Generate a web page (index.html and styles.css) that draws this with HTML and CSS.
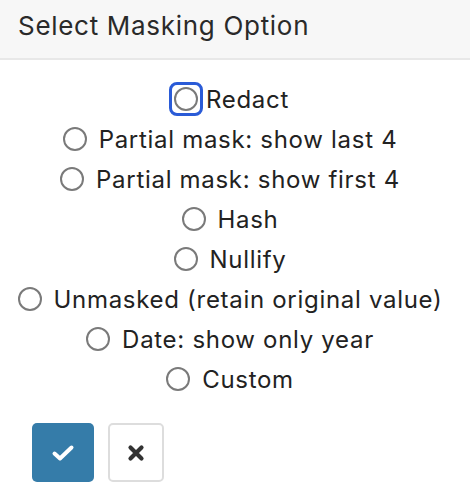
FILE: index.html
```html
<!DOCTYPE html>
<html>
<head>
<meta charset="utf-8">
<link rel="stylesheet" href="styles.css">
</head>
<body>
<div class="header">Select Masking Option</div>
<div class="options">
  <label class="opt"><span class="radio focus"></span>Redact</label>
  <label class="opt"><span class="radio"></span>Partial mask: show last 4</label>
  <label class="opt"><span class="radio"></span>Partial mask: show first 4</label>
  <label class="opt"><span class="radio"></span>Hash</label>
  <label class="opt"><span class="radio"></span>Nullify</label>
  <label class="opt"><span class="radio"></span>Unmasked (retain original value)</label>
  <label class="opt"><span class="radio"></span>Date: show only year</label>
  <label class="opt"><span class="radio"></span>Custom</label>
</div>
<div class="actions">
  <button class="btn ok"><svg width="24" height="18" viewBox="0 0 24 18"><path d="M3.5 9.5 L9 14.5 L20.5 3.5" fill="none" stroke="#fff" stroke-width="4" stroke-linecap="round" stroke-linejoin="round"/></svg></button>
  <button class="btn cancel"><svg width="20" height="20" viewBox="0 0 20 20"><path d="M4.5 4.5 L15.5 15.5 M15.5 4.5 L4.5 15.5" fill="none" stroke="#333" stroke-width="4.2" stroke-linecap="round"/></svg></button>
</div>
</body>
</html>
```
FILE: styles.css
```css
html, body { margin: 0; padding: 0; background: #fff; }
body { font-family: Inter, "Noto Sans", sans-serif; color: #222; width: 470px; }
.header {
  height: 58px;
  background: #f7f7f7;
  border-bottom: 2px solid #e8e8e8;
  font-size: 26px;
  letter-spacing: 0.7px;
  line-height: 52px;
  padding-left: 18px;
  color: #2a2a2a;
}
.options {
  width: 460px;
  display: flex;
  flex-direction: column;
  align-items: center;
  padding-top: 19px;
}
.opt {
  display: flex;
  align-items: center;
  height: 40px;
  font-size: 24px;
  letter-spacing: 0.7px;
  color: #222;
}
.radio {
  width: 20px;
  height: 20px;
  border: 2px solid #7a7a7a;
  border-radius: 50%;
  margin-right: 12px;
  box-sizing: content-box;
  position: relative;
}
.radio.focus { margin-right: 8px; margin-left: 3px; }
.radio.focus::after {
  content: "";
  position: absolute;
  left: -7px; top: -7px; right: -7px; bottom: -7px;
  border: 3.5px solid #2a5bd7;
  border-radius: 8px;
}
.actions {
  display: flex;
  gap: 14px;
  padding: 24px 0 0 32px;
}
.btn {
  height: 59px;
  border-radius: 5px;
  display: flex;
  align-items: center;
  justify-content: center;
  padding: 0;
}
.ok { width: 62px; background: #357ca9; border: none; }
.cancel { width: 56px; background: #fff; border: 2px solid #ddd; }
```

____

* **EXERCISE DESCRIPTION**: Reproduce the full material exactly, excluding the pictures.

* **SOLUTION TO THIS TASK**:
Generate a web page (index.html and styles.css) that draws this with HTML and CSS.
FILE: index.html
```html
<!DOCTYPE html>
<html>
<head>
<meta charset="utf-8">
<link rel="stylesheet" href="styles.css">
</head>
<body>
<div class="header">Select Masking Option</div>
<div class="options">
  <label class="opt"><span class="radio focus"></span>Redact</label>
  <label class="opt"><span class="radio"></span>Partial mask: show last 4</label>
  <label class="opt"><span class="radio"></span>Partial mask: show first 4</label>
  <label class="opt"><span class="radio"></span>Hash</label>
  <label class="opt"><span class="radio"></span>Nullify</label>
  <label class="opt"><span class="radio"></span>Unmasked (retain original value)</label>
  <label class="opt"><span class="radio"></span>Date: show only year</label>
  <label class="opt"><span class="radio"></span>Custom</label>
</div>
<div class="actions">
  <button class="btn ok"><svg width="24" height="18" viewBox="0 0 24 18"><path d="M3.5 9.5 L9 14.5 L20.5 3.5" fill="none" stroke="#fff" stroke-width="4" stroke-linecap="round" stroke-linejoin="round"/></svg></button>
  <button class="btn cancel"><svg width="20" height="20" viewBox="0 0 20 20"><path d="M4.5 4.5 L15.5 15.5 M15.5 4.5 L4.5 15.5" fill="none" stroke="#333" stroke-width="4.2" stroke-linecap="round"/></svg></button>
</div>
</body>
</html>
```
FILE: styles.css
```css
html, body { margin: 0; padding: 0; background: #fff; }
body { font-family: Inter, "Noto Sans", sans-serif; color: #222; width: 470px; }
.header {
  height: 58px;
  background: #f7f7f7;
  border-bottom: 2px solid #e8e8e8;
  font-size: 26px;
  letter-spacing: 0.7px;
  line-height: 52px;
  padding-left: 18px;
  color: #2a2a2a;
}
.options {
  width: 460px;
  display: flex;
  flex-direction: column;
  align-items: center;
  padding-top: 19px;
}
.opt {
  display: flex;
  align-items: center;
  height: 40px;
  font-size: 24px;
  letter-spacing: 0.7px;
  color: #222;
}
.radio {
  width: 20px;
  height: 20px;
  border: 2px solid #7a7a7a;
  border-radius: 50%;
  margin-right: 12px;
  box-sizing: content-box;
  position: relative;
}
.radio.focus { margin-right: 8px; margin-left: 3px; }
.radio.focus::after {
  content: "";
  position: absolute;
  left: -7px; top: -7px; right: -7px; bottom: -7px;
  border: 3.5px solid #2a5bd7;
  border-radius: 8px;
}
.actions {
  display: flex;
  gap: 14px;
  padding: 24px 0 0 32px;
}
.btn {
  height: 59px;
  border-radius: 5px;
  display: flex;
  align-items: center;
  justify-content: center;
  padding: 0;
}
.ok { width: 62px; background: #357ca9; border: none; }
.cancel { width: 56px; background: #fff; border: 2px solid #ddd; }
```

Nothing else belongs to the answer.